A. Watts (© Nick Koon)
Set against strong orchestral diction, André Watts, indeed, played what he spoke: a bit nervous within the predominant section, “Allegro moderato”, demonstrating greater restraint and conservative fluidity. But in the closing minutes a sense of comfort and verve began to surface that prevailed until the conclusion. From this reviewer’s perspective, however, the most indelible and mesmerizing movement lay inside the “Andante con moto.” Here, Mr. Watts deeply connected with its weighty somberness, especially while set against the impeccable strings’ unison. Over the years the journey has reaped good fortunes. Inside the most familiar movement, “Rondo: Vivace”, André Watts was at his crowning moment: subtle pullbacks, impishly comfortable pauses and pellucid runs. The notion of gravitas came around full circle, thereby formulating percolating control. Mr. Watts is a gentleman and a musical scholar.
The evening’s longer half featured the bombastic flightiness of Hector Berlioz’s hallucinogenic variability, Symphonie fantastique. Overall, the élan brimmed with effet capricieux. Led by Raymond Kobler’s first violins and Bridget Dolkas’ second violins, the delivery throughout this Berlioz juggernaut, was incisively pristine: accentuations and quixotic dramatic shifts were adroit and poignant. One of the most melodically delightful étoiles could be found within “Un bal.” Mindy Ball and Michelle Temple were particularly transcendent in their angelic runs inside this 3/4 signature, and they evinced a celestially delightful resolve.

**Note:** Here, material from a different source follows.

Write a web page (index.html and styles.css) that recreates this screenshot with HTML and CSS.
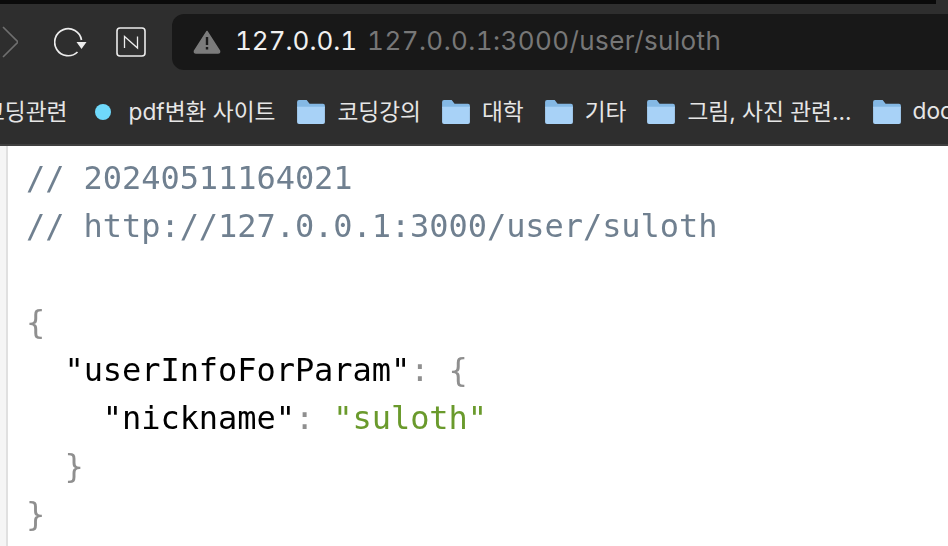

What could be more fitting than a fitting farewell focused around the retiring Robert Becker and his support staff of violas which weighed in on the “Scène aux champs” with pensive and platonic solemnity. Woodwinds in this and the conclusory “Songe d’une nuit du sabbat” were particularly adroit with punctuation and staccato deliveries. It was, however, the penultimate movement, “Marche au supplice” that didn’t seem to spark and ignite...perhaps in the last few bars, but the piece fell apart at the beginning with percussion and horns that led into diluted strings. As difficult a composition it is, this Symphonie fantastique was quite remarkable and convincingly demonstrative.